### [Written exercise]
Go over the listing below line by line and tally those containing "styles". Give only the tally.

══════════════════════════════

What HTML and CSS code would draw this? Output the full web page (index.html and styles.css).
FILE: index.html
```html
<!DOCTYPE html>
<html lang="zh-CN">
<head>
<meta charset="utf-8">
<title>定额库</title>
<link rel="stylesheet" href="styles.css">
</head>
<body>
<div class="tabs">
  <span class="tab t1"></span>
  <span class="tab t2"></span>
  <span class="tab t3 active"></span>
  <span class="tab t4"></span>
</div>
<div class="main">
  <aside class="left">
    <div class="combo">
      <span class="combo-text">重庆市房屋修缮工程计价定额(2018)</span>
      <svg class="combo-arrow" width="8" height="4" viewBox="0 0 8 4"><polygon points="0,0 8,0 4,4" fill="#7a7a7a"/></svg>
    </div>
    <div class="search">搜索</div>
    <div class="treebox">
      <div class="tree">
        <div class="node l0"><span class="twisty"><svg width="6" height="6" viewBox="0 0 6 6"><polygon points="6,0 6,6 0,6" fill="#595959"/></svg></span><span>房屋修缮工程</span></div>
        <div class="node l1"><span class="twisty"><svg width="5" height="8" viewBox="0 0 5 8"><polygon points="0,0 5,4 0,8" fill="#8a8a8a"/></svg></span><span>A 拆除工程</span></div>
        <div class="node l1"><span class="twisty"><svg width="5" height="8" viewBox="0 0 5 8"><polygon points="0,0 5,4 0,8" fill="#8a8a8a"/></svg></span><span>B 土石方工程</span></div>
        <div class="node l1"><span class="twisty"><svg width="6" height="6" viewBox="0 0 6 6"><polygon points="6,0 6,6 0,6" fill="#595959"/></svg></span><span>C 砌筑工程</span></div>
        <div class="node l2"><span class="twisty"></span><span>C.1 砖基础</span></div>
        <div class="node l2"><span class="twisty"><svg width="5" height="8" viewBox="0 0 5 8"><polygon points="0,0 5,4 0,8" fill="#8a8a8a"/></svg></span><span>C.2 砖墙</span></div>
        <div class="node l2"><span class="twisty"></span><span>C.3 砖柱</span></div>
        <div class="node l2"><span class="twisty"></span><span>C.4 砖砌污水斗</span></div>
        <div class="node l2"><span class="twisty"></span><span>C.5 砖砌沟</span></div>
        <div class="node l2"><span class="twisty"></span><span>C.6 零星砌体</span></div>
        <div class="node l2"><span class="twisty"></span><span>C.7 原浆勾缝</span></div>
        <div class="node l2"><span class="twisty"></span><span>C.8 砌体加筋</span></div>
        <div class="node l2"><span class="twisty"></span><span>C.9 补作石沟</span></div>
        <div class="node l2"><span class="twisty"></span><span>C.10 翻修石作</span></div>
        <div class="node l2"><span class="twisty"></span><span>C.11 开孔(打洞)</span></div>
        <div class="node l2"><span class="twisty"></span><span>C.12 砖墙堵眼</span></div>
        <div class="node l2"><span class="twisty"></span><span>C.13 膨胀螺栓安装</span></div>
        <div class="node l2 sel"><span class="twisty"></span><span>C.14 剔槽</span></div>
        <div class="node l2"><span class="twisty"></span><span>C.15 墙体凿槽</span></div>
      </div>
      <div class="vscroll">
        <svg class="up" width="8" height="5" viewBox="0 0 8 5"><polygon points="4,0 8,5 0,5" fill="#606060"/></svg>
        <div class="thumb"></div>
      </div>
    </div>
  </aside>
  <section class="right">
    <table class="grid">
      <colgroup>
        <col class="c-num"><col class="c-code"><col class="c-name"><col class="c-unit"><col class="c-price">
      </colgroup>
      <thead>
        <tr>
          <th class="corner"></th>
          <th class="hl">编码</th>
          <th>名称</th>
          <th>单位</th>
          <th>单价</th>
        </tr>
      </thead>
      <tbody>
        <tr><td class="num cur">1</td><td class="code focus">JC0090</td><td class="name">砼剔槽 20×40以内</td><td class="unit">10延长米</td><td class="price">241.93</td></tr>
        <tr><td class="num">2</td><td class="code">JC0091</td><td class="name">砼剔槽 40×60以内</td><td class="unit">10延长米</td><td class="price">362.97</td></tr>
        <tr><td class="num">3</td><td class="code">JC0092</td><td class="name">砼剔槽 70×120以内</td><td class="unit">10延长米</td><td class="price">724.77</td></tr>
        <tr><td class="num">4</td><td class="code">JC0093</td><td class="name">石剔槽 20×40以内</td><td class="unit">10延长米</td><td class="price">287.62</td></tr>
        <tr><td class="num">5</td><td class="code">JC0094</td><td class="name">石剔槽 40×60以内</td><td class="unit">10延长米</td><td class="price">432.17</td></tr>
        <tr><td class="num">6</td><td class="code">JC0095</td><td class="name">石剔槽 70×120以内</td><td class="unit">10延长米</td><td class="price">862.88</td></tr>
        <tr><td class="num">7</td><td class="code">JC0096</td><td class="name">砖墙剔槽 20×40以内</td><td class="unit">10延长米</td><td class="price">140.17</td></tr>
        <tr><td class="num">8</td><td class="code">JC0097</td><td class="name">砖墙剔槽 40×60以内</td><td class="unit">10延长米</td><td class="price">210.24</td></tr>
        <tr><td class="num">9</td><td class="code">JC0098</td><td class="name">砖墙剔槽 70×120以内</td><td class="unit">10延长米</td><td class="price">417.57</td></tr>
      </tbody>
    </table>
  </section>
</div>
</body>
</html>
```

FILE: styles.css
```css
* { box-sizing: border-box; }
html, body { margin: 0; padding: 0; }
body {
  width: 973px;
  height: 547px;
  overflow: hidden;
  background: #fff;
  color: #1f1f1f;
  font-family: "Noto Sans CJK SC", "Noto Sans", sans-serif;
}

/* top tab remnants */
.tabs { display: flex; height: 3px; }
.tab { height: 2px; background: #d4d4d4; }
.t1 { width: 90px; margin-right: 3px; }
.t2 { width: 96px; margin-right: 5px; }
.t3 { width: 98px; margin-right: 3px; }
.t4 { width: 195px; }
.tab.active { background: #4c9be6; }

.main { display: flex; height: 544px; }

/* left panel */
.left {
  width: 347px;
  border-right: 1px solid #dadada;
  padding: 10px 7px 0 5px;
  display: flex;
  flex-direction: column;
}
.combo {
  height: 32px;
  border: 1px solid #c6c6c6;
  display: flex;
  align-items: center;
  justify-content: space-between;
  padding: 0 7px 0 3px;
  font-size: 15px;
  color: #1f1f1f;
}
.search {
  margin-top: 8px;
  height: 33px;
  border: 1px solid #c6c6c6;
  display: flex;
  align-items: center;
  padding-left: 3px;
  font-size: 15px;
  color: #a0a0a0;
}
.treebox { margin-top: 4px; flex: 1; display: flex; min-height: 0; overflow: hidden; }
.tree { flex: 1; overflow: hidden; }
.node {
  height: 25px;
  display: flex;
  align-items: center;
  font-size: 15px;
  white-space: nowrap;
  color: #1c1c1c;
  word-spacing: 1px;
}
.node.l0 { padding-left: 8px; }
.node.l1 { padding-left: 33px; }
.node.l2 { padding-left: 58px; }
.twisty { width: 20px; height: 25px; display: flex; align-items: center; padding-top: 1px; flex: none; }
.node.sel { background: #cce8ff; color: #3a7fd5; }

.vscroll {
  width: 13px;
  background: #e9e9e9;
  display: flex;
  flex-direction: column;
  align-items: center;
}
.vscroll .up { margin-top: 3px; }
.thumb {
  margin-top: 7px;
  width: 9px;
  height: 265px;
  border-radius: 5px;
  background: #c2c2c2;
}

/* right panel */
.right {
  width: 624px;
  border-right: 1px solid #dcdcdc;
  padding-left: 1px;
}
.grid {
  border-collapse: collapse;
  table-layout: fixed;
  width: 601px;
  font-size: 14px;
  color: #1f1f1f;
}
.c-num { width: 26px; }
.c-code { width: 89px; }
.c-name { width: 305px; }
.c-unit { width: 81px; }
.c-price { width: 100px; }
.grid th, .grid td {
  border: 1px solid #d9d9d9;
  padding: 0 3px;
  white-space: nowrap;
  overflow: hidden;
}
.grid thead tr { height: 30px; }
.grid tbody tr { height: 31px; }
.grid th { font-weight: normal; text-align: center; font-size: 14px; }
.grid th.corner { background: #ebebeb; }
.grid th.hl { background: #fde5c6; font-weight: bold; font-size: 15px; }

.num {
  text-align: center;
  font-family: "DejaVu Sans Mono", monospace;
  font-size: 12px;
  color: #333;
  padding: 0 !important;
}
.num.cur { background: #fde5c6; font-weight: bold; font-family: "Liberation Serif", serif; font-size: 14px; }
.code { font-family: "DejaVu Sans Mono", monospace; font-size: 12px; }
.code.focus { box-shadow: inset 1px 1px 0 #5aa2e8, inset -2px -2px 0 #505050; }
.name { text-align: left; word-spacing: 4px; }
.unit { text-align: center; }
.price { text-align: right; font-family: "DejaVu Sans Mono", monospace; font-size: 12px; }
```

══════════════════════════════

### [Answer to the problem]
3